In the age of the internet, the infographic has matured into a mass medium, made famous by websites like David McCandless's Information is Beautiful. Rosenberg and Grafton's new book records its messy pre-natal development. Until the Renaissance, they explain, "chronology was among the most revered of scholarly pursuits... the facts of chronology had significant implications outside the academic study of history.

"For Christians, getting chronology right was the key to many practical matters such as knowing when to celebrate Easter and weighty ones such as knowing when the Apocalypse was nigh."

Until the 18th century, however, chronologists searched in vain for a suitable visual metaphor, grafting history's more significant moments onto imagined maps, monsters or monuments – such as Dürer's triumphal arch, elucidating Emperor Maximilian's genealogy.

The most influential early example of the timeline was Joseph Priestley's A Chart of Biography, from 1765, which ran from right to left in chronological order.
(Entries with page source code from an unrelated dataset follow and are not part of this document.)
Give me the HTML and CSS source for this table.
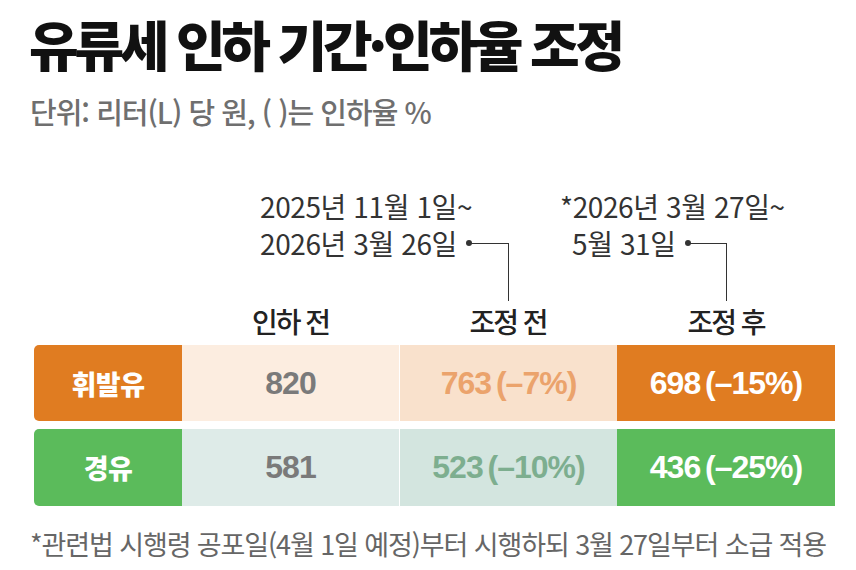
FILE: index.html
```html
<!DOCTYPE html>
<html lang="ko">
<head>
<meta charset="utf-8">
<link rel="stylesheet" href="styles.css">
</head>
<body>
<div class="page">
  <h1 class="title">유류세 인하 기간·인하율 조정</h1>
  <p class="unit">단위: 리터(L) 당 원, ( )는 인하율 %</p>

  <div class="notes">
    <div class="note note-before">
      <div class="note-line">2025년 11월 1일~</div>
      <div class="note-line note-last"><span>2026년 3월 26일</span><span class="lead"></span></div>
    </div>
    <div class="note note-after">
      <div class="note-line">*2026년 3월 27일~</div>
      <div class="note-line note-last indent"><span>5월 31일</span><span class="lead"></span></div>
    </div>
  </div>

  <div class="grid heads">
    <div></div>
    <div class="head">인하 전</div>
    <div class="head">조정 전</div>
    <div class="head">조정 후</div>
  </div>

  <div class="grid row row-gasoline">
    <div class="cell label">휘발유</div>
    <div class="cell num base">820</div>
    <div class="cell num mid">763 (–7%)</div>
    <div class="cell num now">698 (–15%)</div>
  </div>
  <div class="grid row row-diesel">
    <div class="cell label">경유</div>
    <div class="cell num base">581</div>
    <div class="cell num mid">523 (–10%)</div>
    <div class="cell num now">436 (–25%)</div>
  </div>

  <p class="foot">*관련법 시행령 공포일(4월 1일 예정)부터 시행하되 3월 27일부터 소급 적용</p>
</div>
</body>
</html>
```

FILE: styles.css
```css
* { box-sizing: border-box; }
html, body { margin: 0; padding: 0; background: #fff; }
body {
  font-family: "Noto Sans CJK KR", "Noto Sans", sans-serif;
  color: #222;
}
.page {
  width: 856px;
  height: 570px;
  padding: 14px 0 0 0;
  overflow: hidden;
}
.title {
  margin: 0 0 0 29px;
  font-size: 54px;
  line-height: 60px;
  font-weight: 900;
  letter-spacing: -4.3px;
  color: #111;
  white-space: nowrap;
}
.unit {
  margin: 20px 0 0 30px;
  font-size: 29px;
  line-height: 34px;
  font-weight: 500;
  letter-spacing: -1px;
  color: #6f6f6f;
  white-space: nowrap;
}
.notes {
  display: flex;
  margin-top: 60px;
  height: 115px;
  padding-left: 260px;
}
.note {
  display: flex;
  flex-direction: column;
}
.note-before { width: 249px; }
.note-after { width: 167px; margin-left: 51px; }
.note-line {
  font-size: 28px;
  line-height: 37px;
  letter-spacing: -0.4px;
  color: #333;
  white-space: nowrap;
}
.note-last {
  display: flex;
  align-items: center;
}
.indent { padding-left: 12px; }
.lead {
  position: relative;
  flex: 1;
  height: 0;
  margin-left: 12px;
  border-top: 1.5px solid #333;
}
.lead::before {
  content: "";
  position: absolute;
  left: -3px;
  top: -3.75px;
  width: 6px;
  height: 6px;
  border-radius: 50%;
  background: #333;
}
.lead::after {
  content: "";
  position: absolute;
  right: 0;
  top: -1.5px;
  width: 1.5px;
  height: 58px;
  background: #333;
}
.grid {
  display: grid;
  grid-template-columns: 148px 217px 218px 218px;
  margin-left: 34px;
  width: 801px;
}
.heads {
  height: 42px;
}
.head {
  text-align: center;
  font-size: 28px;
  line-height: 36px;
  font-weight: 500;
  letter-spacing: -2px;
  color: #222;
}
.row {
  height: 76px;
}
.row-diesel {
  margin-top: 8px;
  height: 77px;
}
.cell {
  display: flex;
  align-items: center;
  justify-content: center;
}
.label {
  border-radius: 5px 0 0 5px;
  color: #fff;
  font-size: 27px;
  font-weight: 900;
  letter-spacing: -0.5px;
}
.num {
  font-family: "Liberation Sans", Arial, sans-serif;
  font-size: 32px;
  font-weight: 700;
  letter-spacing: -1px;
  word-spacing: -3px;
}
.mid { border-left: 1px solid #fff; }
.base { color: #7a7a7a; }
.now { color: #fff; }

.row-gasoline .label { background: #E07C21; }
.row-gasoline .base { background: #FCEDE0; }
.row-gasoline .mid { background: #F9E1CC; color: #EBA36C; }
.row-gasoline .now { background: #E07C21; }

.row-diesel .label { background: #5BBB5B; }
.row-diesel .base { background: #DEEBE8; }
.row-diesel .mid { background: #D3E5DF; color: #7DAE8F; }
.row-diesel .now { background: #5BBB5B; }

.foot {
  margin: 21px 0 0 30px;
  font-size: 27px;
  line-height: 34px;
  letter-spacing: -1.1px;
  color: #666;
  white-space: nowrap;
}
```
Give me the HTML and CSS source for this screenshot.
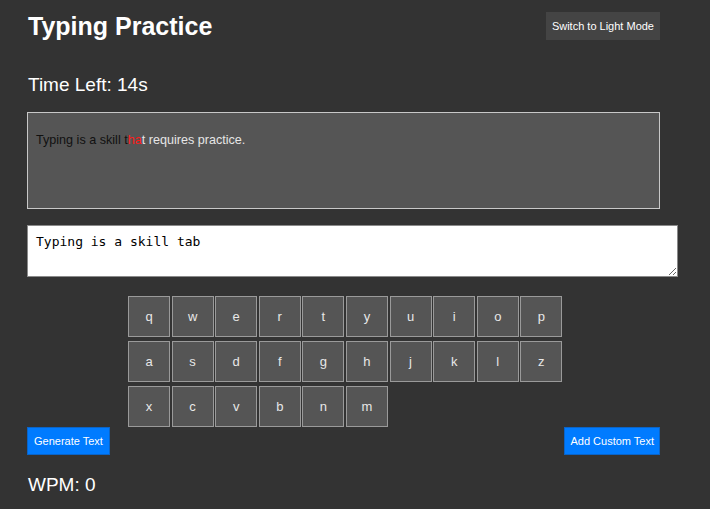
FILE: index.html
```html
<!DOCTYPE html>
<html lang="en">
<head>
<meta charset="utf-8">
<title>Typing Practice</title>
<link rel="stylesheet" href="styles.css">
</head>
<body>
<div class="container">
  <header class="header">
    <h1 class="title">Typing Practice</h1>
    <button class="btn btn-mode">Switch to Light Mode</button>
  </header>
  <div class="timer">Time Left: 14s</div>
  <div class="text-display"><span class="ok">Typing is a skill t</span><span class="bad">ha</span><span class="rest">t requires practice.</span></div>
  <textarea class="input" spellcheck="false">Typing is a skill tab</textarea>
  <div class="keyboard">
    <div class="key">q</div><div class="key">w</div><div class="key">e</div><div class="key">r</div><div class="key">t</div><div class="key">y</div><div class="key">u</div><div class="key">i</div><div class="key">o</div><div class="key">p</div>
    <div class="key">a</div><div class="key">s</div><div class="key">d</div><div class="key">f</div><div class="key">g</div><div class="key">h</div><div class="key">j</div><div class="key">k</div><div class="key">l</div><div class="key">z</div>
    <div class="key">x</div><div class="key">c</div><div class="key">v</div><div class="key">b</div><div class="key">n</div><div class="key">m</div>
  </div>
  <div class="actions">
    <button class="btn btn-blue">Generate Text</button>
    <button class="btn btn-blue btn-custom">Add Custom Text</button>
  </div>
  <div class="wpm">WPM: 0</div>
</div>
</body>
</html>
```
FILE: styles.css
```css
html, body {
  margin: 0;
  padding: 0;
  background: #333333;
}
body {
  font-family: "Liberation Sans", Arial, sans-serif;
  color: #ffffff;
}
.container {
  width: 633px;
  margin-left: 27px;
  padding-top: 12px;
}
.header {
  display: flex;
  justify-content: space-between;
  align-items: center;
  height: 28px;
}
.title {
  margin: 0;
  font-size: 25px;
  font-weight: bold;
  line-height: 30px;
  padding-left: 1px;
  color: #ffffff;
}
.btn {
  font-family: "Liberation Sans", Arial, sans-serif;
  font-size: 11px;
  height: 28px;
  padding: 0 6px;
  cursor: pointer;
  color: #ffffff;
  white-space: nowrap;
}
.btn-mode {
  background: #444444;
  border: none;
}
.btn-blue {
  background: #007bff;
  border: 1px solid #0a64c8;
}
.btn-custom {
  padding: 0 5px;
}
.timer {
  margin-top: 34px;
  font-size: 19px;
  line-height: 22px;
  padding-left: 1px;
}
.text-display {
  margin-top: 16px;
  box-sizing: border-box;
  height: 97px;
  background: #555555;
  border: 1px solid #c8c8c8;
  padding: 20px 8px;
  font-size: 12.6px;
  line-height: 15px;
}
.ok { color: #111111; }
.bad { color: #ff1a1a; }
.rest { color: #e6e6e6; }
.input {
  display: block;
  margin-top: 16px;
  width: 100%;
  height: 34px;
  padding: 8px;
  border: 1px solid #8a8a8a;
  background: #ffffff;
  color: #000000;
  font-family: "DejaVu Sans Mono", monospace;
  font-size: 13px;
  line-height: 15px;
  resize: vertical;
  outline: none;
}
.keyboard {
  margin: 19px 0 0 101px;
  width: 435px;
  display: flex;
  flex-wrap: wrap;
  column-gap: 1.6px;
  row-gap: 4px;
}
.key {
  box-sizing: border-box;
  width: 42px;
  height: 41px;
  background: #555555;
  border: 1px solid #9a9a9a;
  color: #e8e8e8;
  font-size: 13px;
  display: flex;
  align-items: center;
  justify-content: center;
}
.actions {
  display: flex;
  justify-content: space-between;
}
.wpm {
  margin-top: 19px;
  font-size: 19px;
  line-height: 22px;
  padding-left: 1px;
}
```
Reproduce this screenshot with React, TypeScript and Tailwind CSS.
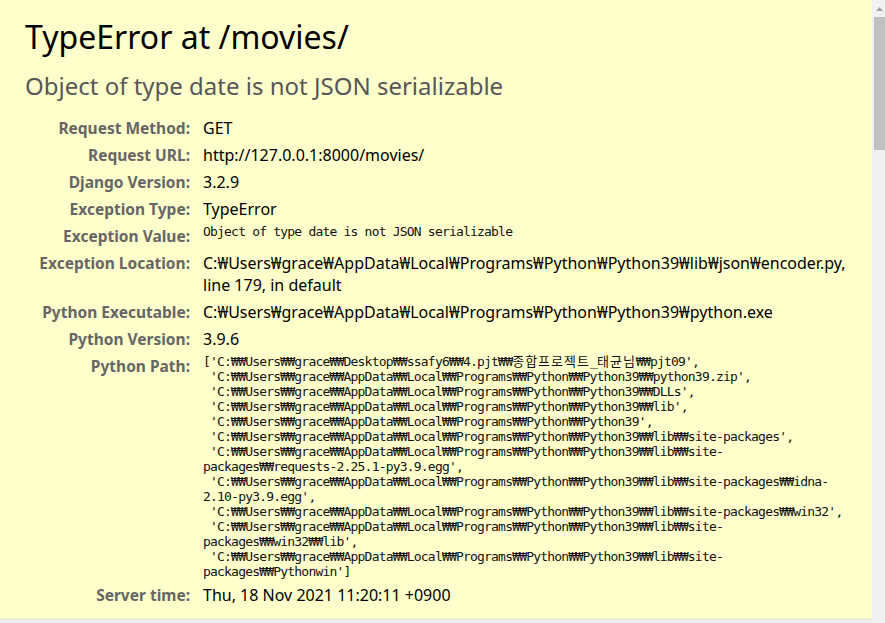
const sans = "font-['Noto_Sans','Noto_Sans_CJK_KR',sans-serif]";
const mono = "font-['DejaVu_Sans_Mono','Noto_Sans_CJK_KR',monospace]";

const W = '₩';
const base = `'C:${W}${W}Users${W}${W}grace${W}${W}AppData${W}${W}Local${W}${W}Programs${W}${W}Python${W}${W}Python39`;

const pythonPath: React.ReactNode[] = [
  <>
    {`['C:${W}${W}Users${W}${W}grace${W}${W}Desktop${W}${W}ssafy6${W}${W}4.pjt${W}${W}`}
    <span className="tracking-[1px]">종합프로젝트</span>_<span className="tracking-[1px]">태균님</span>
    {`${W}${W}pjt09',`}
  </>,
  ` ${base}${W}${W}python39.zip',`,
  ` ${base}${W}${W}DLLs',`,
  ` ${base}${W}${W}lib',`,
  ` ${base}',`,
  ` ${base}${W}${W}lib${W}${W}site-packages',`,
  ` ${base}${W}${W}lib${W}${W}site-`,
  `packages${W}${W}requests-2.25.1-py3.9.egg',`,
  ` ${base}${W}${W}lib${W}${W}site-packages${W}${W}idna-`,
  `2.10-py3.9.egg',`,
  ` ${base}${W}${W}lib${W}${W}site-packages${W}${W}win32',`,
  ` ${base}${W}${W}lib${W}${W}site-`,
  `packages${W}${W}win32${W}${W}lib',`,
  ` ${base}${W}${W}lib${W}${W}site-`,
  `packages${W}${W}Pythonwin']`,
];

const Row = ({ label, children }: { label: string; children: React.ReactNode }) => (
  <div className="flex py-[2.5px]">
    <div className="w-[165px] shrink-0 text-right font-bold text-[15.5px] text-[#666] leading-[22px]">{label}</div>
    <div className="pl-[13px] leading-[22px] text-black">{children}</div>
  </div>
);

const MonoBlock = ({ lines }: { lines: React.ReactNode[] }) => (
  <div className={`${mono} text-[13px] leading-[15px] tracking-[-0.8px] whitespace-pre -mt-[1px] text-[#111]`}>
    {lines.map((l, i) => <div key={i}>{l}</div>)}
  </div>
);

export default function App() {
  return (
    <div className={`${sans} h-[623px] w-[885px] overflow-hidden flex bg-[#eeeeee]`}>
      <div className="flex-1 min-w-0">
        <div className="bg-[#ffffcc] border-b border-[#dddddd] h-[620px] pl-[25px] pt-[17px]">
          <h1 className="text-[32px] leading-[40px] font-normal text-black">TypeError at /movies/</h1>
          <div className="mt-[14px] text-[24px] leading-[30px] text-[#575757]">Object of type date is not JSON serializable</div>
          <div className="mt-[13px] text-[16px]">
            <Row label="Request Method:">GET</Row>
            <Row label="Request URL:">http://127.0.0.1:8000/movies/</Row>
            <Row label="Django Version:">3.2.9</Row>
            <Row label="Exception Type:">TypeError</Row>
            <Row label="Exception Value:">
              <MonoBlock lines={['Object of type date is not JSON serializable']} />
            </Row>
            <Row label="Exception Location:">
              <span className="whitespace-nowrap">C:{W}Users{W}grace{W}AppData{W}Local{W}Programs{W}Python{W}Python39{W}lib{W}json{W}encoder.py,</span>
              <br />
              line 179, in default
            </Row>
            <Row label="Python Executable:">
              <span className="whitespace-nowrap">C:{W}Users{W}grace{W}AppData{W}Local{W}Programs{W}Python{W}Python39{W}python.exe</span>
            </Row>
            <Row label="Python Version:">3.9.6</Row>
            <Row label="Python Path:">
              <MonoBlock lines={pythonPath} />
            </Row>
            <Row label="Server time:">Thu, 18 Nov 2021 11:20:11 +0900</Row>
          </div>
        </div>
      </div>
      <div className="w-[13px] shrink-0 bg-[#f1f1f1] flex flex-col items-end">
        <div className="w-full h-[17px] flex items-center justify-center pl-[2px]">
          <svg width="7" height="4" viewBox="0 0 7 4"><path d="M3.5 0 L7 4 L0 4 Z" fill="#a3a3a3" /></svg>
        </div>
        <div className="w-[11px] h-[133px] bg-[#c1c1c1]" />
      </div>
    </div>
  );
}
Lines denoting the lifespans of significant individuals since 1,200BC were divided vertically into coloured categories: Historians; Antiquarians and Lawyers; Orators and Critics; Artists and Poets; Mathematicians and Physicians; Divines and Metaphysicians; Statesmen and Warriors.

Its sequel was 1769's A New Chart of History, in which Priestley presented the political history of the world.

Such ambitious infographics, en-capsulating the full span of history, were emulated by Priestley's successors, such as Sebastian Adams and John Sparks. Others, however, took the tool he'd perfected and put it to more efficient use.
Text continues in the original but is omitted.